DATA SEGMENT »
------------------------

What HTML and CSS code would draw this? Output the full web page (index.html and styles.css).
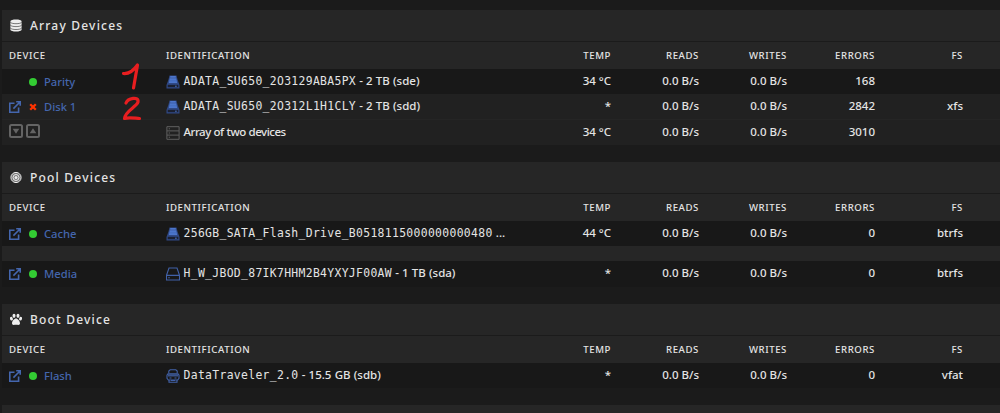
FILE: index.html
```html
<!DOCTYPE html>
<html lang="en">
<head>
<meta charset="utf-8">
<title>Main</title>
<link rel="stylesheet" href="styles.css">
</head>
<body>
<svg class="defs" aria-hidden="true">
  <symbol id="open" viewBox="0 0 12 12"><path d="M5.500 2.300H.8v8.900H9.600V6.600M7.200.8h4v4M11 1 4.400 7.600" fill="none" stroke="currentColor" stroke-width="1.600"/></symbol>
  <symbol id="ssd" viewBox="0 0 14 14"><path d="M3.500.5h7l1 4L13.500 10v3.500H.5V10l2-5.500z" fill="#304985"/><path d="M4.200 1h5.600v1.800H4.200zM3.800 3.300h6.400l1 4.700H2.800z" fill="#4c76cc"/><path d="M3.300 5.800h7.400" stroke="#3e66b5" stroke-width=".6"/><path d="M1.700 9.800h10.600v2.400H1.700z" fill="#1b2030"/><path d="M9 11.200h1.800" stroke="#4970bd"/></symbol>
  <symbol id="hdd" viewBox="0 0 14 14"><path d="M3 1h8l2.500 7.200v4.800H.5V8.200zM.6 8.400h12.800M2.200 10.800h1.600" fill="none" stroke="currentColor" stroke-width="1.100"/></symbol>
  <symbol id="server" viewBox="0 0 14 14"><path d="M.9.700h12.200v12.600H.9zM1 4.900h12M1 9.100h12M2.700 2.800h1.300M2.700 7h1.300M2.700 11.200h1.300" fill="none" stroke="currentColor"/></symbol>
  <symbol id="usb" viewBox="0 0 14 14"><path d="M2.800 4V2L4.200.8h5.600L11.200 2v2M2 4.700h10l1 1.500v3L11.700 11H2.300L1 9.200v-3zM3 11v2.300h8V11" fill="none" stroke="currentColor" stroke-width="1.100"/><path d="M2 5.200h10v2.300H2z" fill="currentColor" opacity=".8"/><path d="M3.500 9h2M8.500 9h2M5 11.500h4" stroke="currentColor"/></symbol>
  <symbol id="down" viewBox="0 0 14 14"><rect x="1" y="1" width="12" height="12" rx="1.500" fill="none" stroke="currentColor" stroke-width="2"/><path d="M3.700 4.800h6.600L7 9.800z" fill="currentColor"/></symbol>
  <symbol id="up" viewBox="0 0 14 14"><rect x="1" y="1" width="12" height="12" rx="1.500" fill="none" stroke="currentColor" stroke-width="2"/><path d="M3.700 9.200h6.600L7 4.200z" fill="currentColor"/></symbol>
  <symbol id="cross" viewBox="0 0 8 8"><path d="m1.200 1.200 5.600 5.600m0-5.600L1.200 6.800" fill="none" stroke="currentColor" stroke-width="2.300"/></symbol>
</svg>
<main>
<section>
  <h2><svg viewBox="0 0 12 13"><path d="M.4 2.200C.4-.2 11.600-.2 11.600 2.200v8.600c0 2.400-11.200 2.400-11.200 0z" fill="currentColor"/><path d="M.3 3.200c1 2 10.400 2 11.400 0M.3 6.100c1 2 10.400 2 11.400 0M.3 9c1 2 10.400 2 11.400 0" fill="none" stroke="#262626" stroke-width=".6"/></svg><span>Array Devices</span></h2>
  <div class="row head"><b>DEVICE</b><b>IDENTIFICATION</b><b>TEMP</b><b>READS</b><b>WRITES</b><b>ERRORS</b><b>FS</b></div>
  <div class="row dark"><div class="dev"><i></i><i class="dot"></i><a>Parity</a></div><div class="id"><svg><use href="#ssd"/></svg><span><code>ADATA_SU650_2O3129ABA5PX</code> - 2 TB (sde)</span></div><span>34 °C</span><span>0.0 B/s</span><span>0.0 B/s</span><span>168</span><span></span></div>
  <div class="row"><div class="dev"><svg><use href="#open"/></svg><svg class="cross"><use href="#cross"/></svg><a>Disk 1</a></div><div class="id"><svg><use href="#ssd"/></svg><span><code>ADATA_SU650_2O312L1H1CLY</code> - 2 TB (sdd)</span></div><span>*</span><span>0.0 B/s</span><span>0.0 B/s</span><span>2842</span><span>xfs</span></div>
  <div class="row total"><div class="toggles"><svg><use href="#down"/></svg><svg><use href="#up"/></svg></div><div class="id gray"><svg><use href="#server"/></svg><span>Array of two devices</span></div><span>34 °C</span><span>0.0 B/s</span><span>0.0 B/s</span><span>3010</span><span></span></div>
</section>
<section>
  <h2><svg viewBox="0 0 12 12"><circle cx="6" cy="6" r="5" fill="#777"/><g fill="none" stroke="currentColor"><circle cx="6" cy="6" r="5.100"/><circle cx="6" cy="6" r="3"/></g><circle cx="6" cy="6" r="1.500" fill="currentColor"/></svg><span>Pool Devices</span></h2>
  <div class="row head"><b>DEVICE</b><b>IDENTIFICATION</b><b>TEMP</b><b>READS</b><b>WRITES</b><b>ERRORS</b><b>FS</b></div>
  <div class="row dark"><div class="dev"><svg><use href="#open"/></svg><i class="dot"></i><a>Cache</a></div><div class="id"><svg><use href="#ssd"/></svg><span><code>256GB_SATA_Flash_Drive_B0518115000000000480</code> ...</span></div><span>44 °C</span><span>0.0 B/s</span><span>0.0 B/s</span><span>0</span><span>btrfs</span></div>
  <div class="gap"></div>
  <div class="row dark"><div class="dev"><svg><use href="#open"/></svg><i class="dot"></i><a>Media</a></div><div class="id"><svg><use href="#hdd"/></svg><span><code>H_W_JBOD_87IK7HHM2B4YXYJF00AW</code> - 1 TB (sda)</span></div><span>*</span><span>0.0 B/s</span><span>0.0 B/s</span><span>0</span><span>btrfs</span></div>
</section>
<section>
  <h2><svg viewBox="0 0 12 12"><g fill="currentColor"><ellipse cx="4" cy="2.300" rx="1.500" ry="2.100"/><ellipse cx="8" cy="2.300" rx="1.500" ry="2.100"/><ellipse cx="1.400" cy="5.200" rx="1.400" ry="1.900" transform="rotate(-20 1.400 5.200)"/><ellipse cx="10.600" cy="5.200" rx="1.400" ry="1.900" transform="rotate(20 10.600 5.200)"/><path d="M6 5C4.300 5 2 7.800 2 9.600c0 2.700 2.400 1.600 4 1.600s4 1.100 4-1.600C10 7.800 7.700 5 6 5z"/></g></svg><span>Boot Device</span></h2>
  <div class="row head"><b>DEVICE</b><b>IDENTIFICATION</b><b>TEMP</b><b>READS</b><b>WRITES</b><b>ERRORS</b><b>FS</b></div>
  <div class="row dark"><div class="dev"><svg><use href="#open"/></svg><i class="dot"></i><a>Flash</a></div><div class="id"><svg><use href="#usb"/></svg><span><code>DataTraveler_2.0</code> - 15.5 GB (sdb)</span></div><span>*</span><span>0.0 B/s</span><span>0.0 B/s</span><span>0</span><span>vfat</span></div>
</section>
<div class="next"></div>
</main>
<svg class="marks" viewBox="0 0 24 60"><path d="M3.500 12.500C9 13 14 9 17.500 4L13.500 27M6 42c2-5 13-7 12-1C16.500 46 5 50 4.500 57.500c4-1.500 9-.5 15 0" fill="none" stroke="#e81e20" stroke-width="3.200" stroke-linecap="round" stroke-linejoin="round"/></svg>
</body>
</html>
```
FILE: styles.css
```css
* { box-sizing: border-box; }
body {
  margin: 0;
  height: 413px;
  overflow: hidden;
  background: #1b1b1b;
  color: #e4e4e4;
  font: 500 11.5px/16px "Noto Sans", sans-serif;
}
.defs { position: absolute; width: 0; height: 0; }
main { padding: 10px 0 0 2px; }
section { margin-bottom: 17px; }
h2 {
  display: flex;
  align-items: center;
  gap: 8px;
  height: 32px;
  margin: 0;
  padding-left: 8px;
  background: #262626;
  border-bottom: 1px solid #1b1b1b;
  font-size: 12px;
  font-weight: 500;
  letter-spacing: 1.200px;
}
h2 svg { width: 12px; height: 13px; color: #eee; }
.row {
  display: grid;
  grid-template-columns: 157px 357px 88px 88px 88px 88px 88px;
  padding-left: 7px;
  align-items: center;
  height: 25px;
  background: #212121;
  white-space: nowrap;
}
.row > :nth-child(n+3) { text-align: right; }
.row > span, .id span { padding-bottom: 2px; }
.head { height: 27px; background: #262626; }
.head b { font-size: 9.600px; font-weight: 500; letter-spacing: .6px; }
.dark { background: #181818; }
.total { height: 26px; border-top: 1px solid #252525; }
.toggles { padding-bottom: 3px; }
.gap { height: 15px; background: #262626; }
.gap + .row { height: 26px; }
.next { height: 8px; background: #262626; }
.dev { display: grid; grid-template-columns: 19.500px 15.500px 1fr; align-items: center; color: #4466ae; font-size: 11.200px; }
.dev svg { width: 12px; height: 12px; }
.dev .cross { width: 8px; height: 8px; color: #ff3300; }
.dot { width: 8px; height: 8px; border-radius: 50%; background: #33cc33; }
.id { display: flex; align-items: center; color: #e4e4e4; word-spacing: .2px; }
.id svg { width: 14px; height: 14px; margin-right: 3.500px; color: #4161a8; }
.id.gray { letter-spacing: -.47px; }
.id.gray svg { color: #606060; }
code { font: 11.400px/16px "DejaVu Sans Mono", monospace; letter-spacing: .33px; }
.toggles { display: flex; gap: 3px; color: #646464; }
.toggles svg { width: 14px; height: 14px; }
.marks { position: absolute; left: 120px; top: 61px; width: 24px; height: 60px; }
```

------------------------

WHAT IS BEING ASKED » Check every line for "styles" and show the ones that have it.

TASK RESPONSE »
What HTML and CSS code would draw this? Output the full web page (index.html and styles.css).
<link rel="stylesheet" href="styles.css">
FILE: styles.css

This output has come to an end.